Repeat every line of the data exactly, but not the pictures.

Start of Data lines

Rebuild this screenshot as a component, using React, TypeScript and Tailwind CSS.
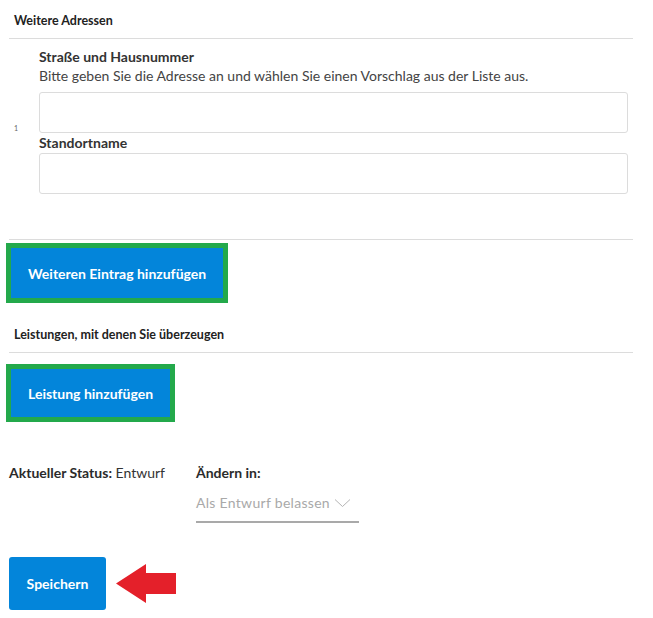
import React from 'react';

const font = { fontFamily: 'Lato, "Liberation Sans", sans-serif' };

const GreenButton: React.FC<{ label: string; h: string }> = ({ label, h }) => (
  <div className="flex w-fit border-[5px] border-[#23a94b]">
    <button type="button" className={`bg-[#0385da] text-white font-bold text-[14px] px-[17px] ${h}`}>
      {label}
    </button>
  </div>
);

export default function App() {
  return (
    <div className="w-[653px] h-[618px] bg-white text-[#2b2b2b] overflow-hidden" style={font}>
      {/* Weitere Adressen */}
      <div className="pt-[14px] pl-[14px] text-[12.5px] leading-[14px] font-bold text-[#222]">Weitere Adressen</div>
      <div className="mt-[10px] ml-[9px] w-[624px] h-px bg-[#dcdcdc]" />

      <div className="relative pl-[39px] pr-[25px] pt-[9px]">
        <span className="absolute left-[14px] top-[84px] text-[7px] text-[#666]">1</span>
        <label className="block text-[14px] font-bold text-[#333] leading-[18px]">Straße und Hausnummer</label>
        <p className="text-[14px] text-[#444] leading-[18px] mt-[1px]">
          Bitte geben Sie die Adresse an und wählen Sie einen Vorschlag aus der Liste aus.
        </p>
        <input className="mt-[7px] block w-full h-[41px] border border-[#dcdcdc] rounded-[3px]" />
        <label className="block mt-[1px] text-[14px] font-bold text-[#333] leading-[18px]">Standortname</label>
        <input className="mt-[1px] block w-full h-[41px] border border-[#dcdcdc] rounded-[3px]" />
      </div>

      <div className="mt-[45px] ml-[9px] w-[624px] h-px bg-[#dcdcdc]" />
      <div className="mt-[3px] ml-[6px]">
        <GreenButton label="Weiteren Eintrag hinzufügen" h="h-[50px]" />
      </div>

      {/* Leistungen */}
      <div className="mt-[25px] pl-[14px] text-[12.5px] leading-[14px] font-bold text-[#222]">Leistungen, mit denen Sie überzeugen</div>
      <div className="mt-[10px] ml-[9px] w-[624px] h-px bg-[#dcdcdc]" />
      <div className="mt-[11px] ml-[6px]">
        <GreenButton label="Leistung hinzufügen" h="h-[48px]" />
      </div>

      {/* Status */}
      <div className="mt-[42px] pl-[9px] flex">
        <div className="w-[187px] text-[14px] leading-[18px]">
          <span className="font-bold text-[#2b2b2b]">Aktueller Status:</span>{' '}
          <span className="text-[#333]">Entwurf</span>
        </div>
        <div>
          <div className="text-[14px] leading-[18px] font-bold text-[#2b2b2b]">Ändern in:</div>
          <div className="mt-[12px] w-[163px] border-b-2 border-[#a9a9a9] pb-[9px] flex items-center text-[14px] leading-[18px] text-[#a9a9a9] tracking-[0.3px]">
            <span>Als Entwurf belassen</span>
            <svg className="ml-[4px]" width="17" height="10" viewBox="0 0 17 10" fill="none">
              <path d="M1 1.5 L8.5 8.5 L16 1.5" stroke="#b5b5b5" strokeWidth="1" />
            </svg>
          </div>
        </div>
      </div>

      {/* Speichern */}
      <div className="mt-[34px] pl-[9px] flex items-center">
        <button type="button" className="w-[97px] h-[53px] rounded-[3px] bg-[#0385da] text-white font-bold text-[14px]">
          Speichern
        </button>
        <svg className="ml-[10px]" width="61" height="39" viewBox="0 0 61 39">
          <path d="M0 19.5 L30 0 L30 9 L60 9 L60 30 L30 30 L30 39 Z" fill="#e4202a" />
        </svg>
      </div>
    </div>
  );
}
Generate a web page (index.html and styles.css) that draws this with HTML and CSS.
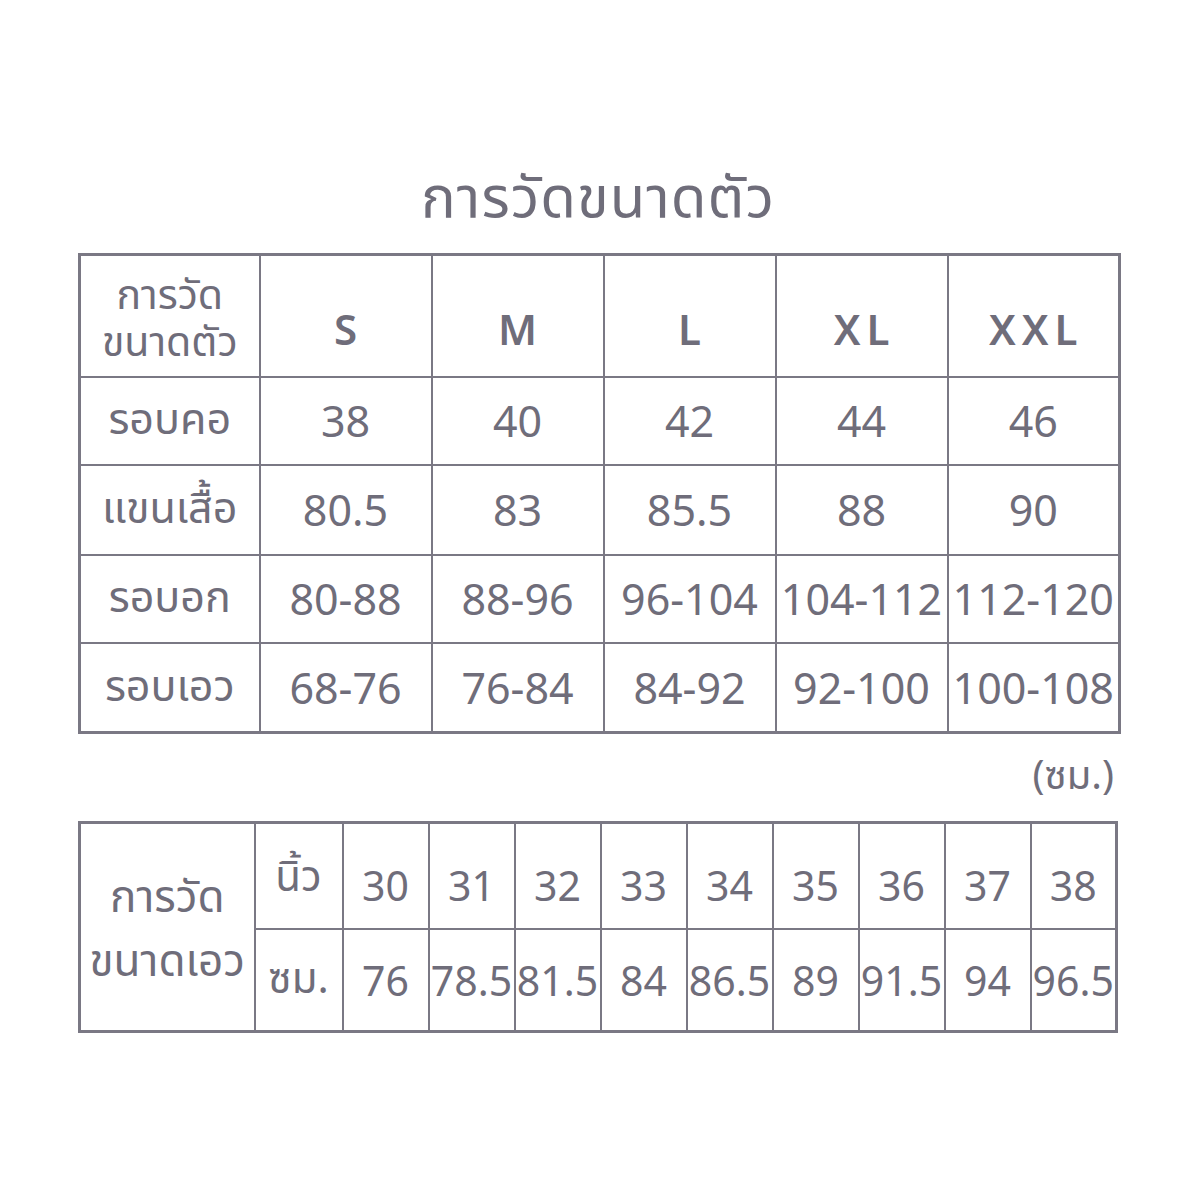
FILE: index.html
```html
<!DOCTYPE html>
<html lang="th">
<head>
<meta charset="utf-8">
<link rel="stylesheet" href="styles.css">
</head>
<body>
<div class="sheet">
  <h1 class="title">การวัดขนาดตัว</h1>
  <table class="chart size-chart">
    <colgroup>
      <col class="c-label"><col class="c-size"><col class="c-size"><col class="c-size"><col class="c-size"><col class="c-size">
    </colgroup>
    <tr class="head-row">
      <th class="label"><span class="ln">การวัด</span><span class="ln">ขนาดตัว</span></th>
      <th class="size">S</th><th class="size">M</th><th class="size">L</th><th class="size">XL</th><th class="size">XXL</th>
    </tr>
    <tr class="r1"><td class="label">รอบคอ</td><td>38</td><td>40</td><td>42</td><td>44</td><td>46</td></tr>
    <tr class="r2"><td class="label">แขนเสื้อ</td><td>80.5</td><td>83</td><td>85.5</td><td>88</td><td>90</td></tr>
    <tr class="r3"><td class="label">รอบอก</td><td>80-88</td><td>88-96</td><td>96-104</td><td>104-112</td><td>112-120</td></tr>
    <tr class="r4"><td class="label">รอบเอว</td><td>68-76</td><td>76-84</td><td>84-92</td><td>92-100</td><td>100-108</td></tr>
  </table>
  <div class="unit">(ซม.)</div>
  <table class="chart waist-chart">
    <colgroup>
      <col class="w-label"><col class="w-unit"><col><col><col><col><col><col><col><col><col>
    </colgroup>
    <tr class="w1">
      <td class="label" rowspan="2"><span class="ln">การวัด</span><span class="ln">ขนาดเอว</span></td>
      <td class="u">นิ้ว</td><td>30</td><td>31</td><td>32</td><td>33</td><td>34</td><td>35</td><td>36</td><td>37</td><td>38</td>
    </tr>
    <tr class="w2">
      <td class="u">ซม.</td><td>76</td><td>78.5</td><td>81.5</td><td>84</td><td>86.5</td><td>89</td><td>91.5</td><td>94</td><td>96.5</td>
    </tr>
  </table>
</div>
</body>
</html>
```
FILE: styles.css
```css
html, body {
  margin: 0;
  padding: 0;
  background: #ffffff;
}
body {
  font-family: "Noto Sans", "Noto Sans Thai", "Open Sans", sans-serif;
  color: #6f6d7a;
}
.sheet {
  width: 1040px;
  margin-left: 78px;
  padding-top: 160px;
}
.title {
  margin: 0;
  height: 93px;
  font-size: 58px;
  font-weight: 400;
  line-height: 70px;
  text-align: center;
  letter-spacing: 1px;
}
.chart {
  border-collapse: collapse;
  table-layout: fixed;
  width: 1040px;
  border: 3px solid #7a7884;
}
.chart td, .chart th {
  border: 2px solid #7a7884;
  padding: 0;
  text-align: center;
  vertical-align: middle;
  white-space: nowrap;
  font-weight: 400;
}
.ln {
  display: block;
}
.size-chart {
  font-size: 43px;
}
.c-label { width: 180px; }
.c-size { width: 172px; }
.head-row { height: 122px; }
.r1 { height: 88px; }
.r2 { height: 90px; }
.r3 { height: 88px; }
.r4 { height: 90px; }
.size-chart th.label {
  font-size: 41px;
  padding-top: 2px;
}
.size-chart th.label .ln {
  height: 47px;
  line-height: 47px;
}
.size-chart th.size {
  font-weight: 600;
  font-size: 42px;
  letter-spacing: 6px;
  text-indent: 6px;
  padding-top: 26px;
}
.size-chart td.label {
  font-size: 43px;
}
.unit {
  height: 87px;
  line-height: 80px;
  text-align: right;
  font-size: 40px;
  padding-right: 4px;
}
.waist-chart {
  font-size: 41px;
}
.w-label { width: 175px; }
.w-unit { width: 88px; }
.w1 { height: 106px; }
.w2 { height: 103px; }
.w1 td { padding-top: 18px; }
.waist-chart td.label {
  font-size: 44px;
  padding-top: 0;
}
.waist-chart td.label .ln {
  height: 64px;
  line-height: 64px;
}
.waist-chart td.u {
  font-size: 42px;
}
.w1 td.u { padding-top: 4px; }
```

End of Data lines

_Task response_
Rebuild this screenshot as a component, using React, TypeScript and Tailwind CSS.
import React from 'react';

const font = { fontFamily: 'Lato, "Liberation Sans", sans-serif' };

const GreenButton: React.FC<{ label: string; h: string }> = ({ label, h }) => (
  <div className="flex w-fit border-[5px] border-[#23a94b]">
    <button type="button" className={`bg-[#0385da] text-white font-bold text-[14px] px-[17px] ${h}`}>
      {label}
    </button>
  </div>
);

export default function App() {
  return (
    <div className="w-[653px] h-[618px] bg-white text-[#2b2b2b] overflow-hidden" style={font}>
      {/* Weitere Adressen */}
      <div className="pt-[14px] pl-[14px] text-[12.5px] leading-[14px] font-bold text-[#222]">Weitere Adressen</div>
      <div className="mt-[10px] ml-[9px] w-[624px] h-px bg-[#dcdcdc]" />

      <div className="relative pl-[39px] pr-[25px] pt-[9px]">
        <span className="absolute left-[14px] top-[84px] text-[7px] text-[#666]">1</span>
        <label className="block text-[14px] font-bold text-[#333] leading-[18px]">Straße und Hausnummer</label>
        <p className="text-[14px] text-[#444] leading-[18px] mt-[1px]">
          Bitte geben Sie die Adresse an und wählen Sie einen Vorschlag aus der Liste aus.
        </p>
        <input className="mt-[7px] block w-full h-[41px] border border-[#dcdcdc] rounded-[3px]" />
        <label className="block mt-[1px] text-[14px] font-bold text-[#333] leading-[18px]">Standortname</label>
        <input className="mt-[1px] block w-full h-[41px] border border-[#dcdcdc] rounded-[3px]" />
      </div>

      <div className="mt-[45px] ml-[9px] w-[624px] h-px bg-[#dcdcdc]" />
      <div className="mt-[3px] ml-[6px]">
        <GreenButton label="Weiteren Eintrag hinzufügen" h="h-[50px]" />
      </div>

      {/* Leistungen */}
      <div className="mt-[25px] pl-[14px] text-[12.5px] leading-[14px] font-bold text-[#222]">Leistungen, mit denen Sie überzeugen</div>
      <div className="mt-[10px] ml-[9px] w-[624px] h-px bg-[#dcdcdc]" />
      <div className="mt-[11px] ml-[6px]">
        <GreenButton label="Leistung hinzufügen" h="h-[48px]" />
      </div>

      {/* Status */}
      <div className="mt-[42px] pl-[9px] flex">
        <div className="w-[187px] text-[14px] leading-[18px]">
          <span className="font-bold text-[#2b2b2b]">Aktueller Status:</span>{' '}
          <span className="text-[#333]">Entwurf</span>
        </div>
        <div>
          <div className="text-[14px] leading-[18px] font-bold text-[#2b2b2b]">Ändern in:</div>
          <div className="mt-[12px] w-[163px] border-b-2 border-[#a9a9a9] pb-[9px] flex items-center text-[14px] leading-[18px] text-[#a9a9a9] tracking-[0.3px]">
            <span>Als Entwurf belassen</span>
            <svg className="ml-[4px]" width="17" height="10" viewBox="0 0 17 10" fill="none">
              <path d="M1 1.5 L8.5 8.5 L16 1.5" stroke="#b5b5b5" strokeWidth="1" />
            </svg>
          </div>
        </div>
      </div>

      {/* Speichern */}
      <div className="mt-[34px] pl-[9px] flex items-center">
        <button type="button" className="w-[97px] h-[53px] rounded-[3px] bg-[#0385da] text-white font-bold text-[14px]">
          Speichern
        </button>
        <svg className="ml-[10px]" width="61" height="39" viewBox="0 0 61 39">
          <path d="M0 19.5 L30 0 L30 9 L60 9 L60 30 L30 30 L30 39 Z" fill="#e4202a" />
        </svg>
      </div>
    </div>
  );
}
Generate a web page (index.html and styles.css) that draws this with HTML and CSS.
FILE: index.html
```html
<!DOCTYPE html>
<html lang="th">
<head>
<meta charset="utf-8">
<link rel="stylesheet" href="styles.css">
</head>
<body>
<div class="sheet">
  <h1 class="title">การวัดขนาดตัว</h1>
  <table class="chart size-chart">
    <colgroup>
      <col class="c-label"><col class="c-size"><col class="c-size"><col class="c-size"><col class="c-size"><col class="c-size">
    </colgroup>
    <tr class="head-row">
      <th class="label"><span class="ln">การวัด</span><span class="ln">ขนาดตัว</span></th>
      <th class="size">S</th><th class="size">M</th><th class="size">L</th><th class="size">XL</th><th class="size">XXL</th>
    </tr>
    <tr class="r1"><td class="label">รอบคอ</td><td>38</td><td>40</td><td>42</td><td>44</td><td>46</td></tr>
    <tr class="r2"><td class="label">แขนเสื้อ</td><td>80.5</td><td>83</td><td>85.5</td><td>88</td><td>90</td></tr>
    <tr class="r3"><td class="label">รอบอก</td><td>80-88</td><td>88-96</td><td>96-104</td><td>104-112</td><td>112-120</td></tr>
    <tr class="r4"><td class="label">รอบเอว</td><td>68-76</td><td>76-84</td><td>84-92</td><td>92-100</td><td>100-108</td></tr>
  </table>
  <div class="unit">(ซม.)</div>
  <table class="chart waist-chart">
    <colgroup>
      <col class="w-label"><col class="w-unit"><col><col><col><col><col><col><col><col><col>
    </colgroup>
    <tr class="w1">
      <td class="label" rowspan="2"><span class="ln">การวัด</span><span class="ln">ขนาดเอว</span></td>
      <td class="u">นิ้ว</td><td>30</td><td>31</td><td>32</td><td>33</td><td>34</td><td>35</td><td>36</td><td>37</td><td>38</td>
    </tr>
    <tr class="w2">
      <td class="u">ซม.</td><td>76</td><td>78.5</td><td>81.5</td><td>84</td><td>86.5</td><td>89</td><td>91.5</td><td>94</td><td>96.5</td>
    </tr>
  </table>
</div>
</body>
</html>
```
FILE: styles.css
```css
html, body {
  margin: 0;
  padding: 0;
  background: #ffffff;
}
body {
  font-family: "Noto Sans", "Noto Sans Thai", "Open Sans", sans-serif;
  color: #6f6d7a;
}
.sheet {
  width: 1040px;
  margin-left: 78px;
  padding-top: 160px;
}
.title {
  margin: 0;
  height: 93px;
  font-size: 58px;
  font-weight: 400;
  line-height: 70px;
  text-align: center;
  letter-spacing: 1px;
}
.chart {
  border-collapse: collapse;
  table-layout: fixed;
  width: 1040px;
  border: 3px solid #7a7884;
}
.chart td, .chart th {
  border: 2px solid #7a7884;
  padding: 0;
  text-align: center;
  vertical-align: middle;
  white-space: nowrap;
  font-weight: 400;
}
.ln {
  display: block;
}
.size-chart {
  font-size: 43px;
}
.c-label { width: 180px; }
.c-size { width: 172px; }
.head-row { height: 122px; }
.r1 { height: 88px; }
.r2 { height: 90px; }
.r3 { height: 88px; }
.r4 { height: 90px; }
.size-chart th.label {
  font-size: 41px;
  padding-top: 2px;
}
.size-chart th.label .ln {
  height: 47px;
  line-height: 47px;
}
.size-chart th.size {
  font-weight: 600;
  font-size: 42px;
  letter-spacing: 6px;
  text-indent: 6px;
  padding-top: 26px;
}
.size-chart td.label {
  font-size: 43px;
}
.unit {
  height: 87px;
  line-height: 80px;
  text-align: right;
  font-size: 40px;
  padding-right: 4px;
}
.waist-chart {
  font-size: 41px;
}
.w-label { width: 175px; }
.w-unit { width: 88px; }
.w1 { height: 106px; }
.w2 { height: 103px; }
.w1 td { padding-top: 18px; }
.waist-chart td.label {
  font-size: 44px;
  padding-top: 0;
}
.waist-chart td.label .ln {
  height: 64px;
  line-height: 64px;
}
.waist-chart td.u {
  font-size: 42px;
}
.w1 td.u { padding-top: 4px; }
```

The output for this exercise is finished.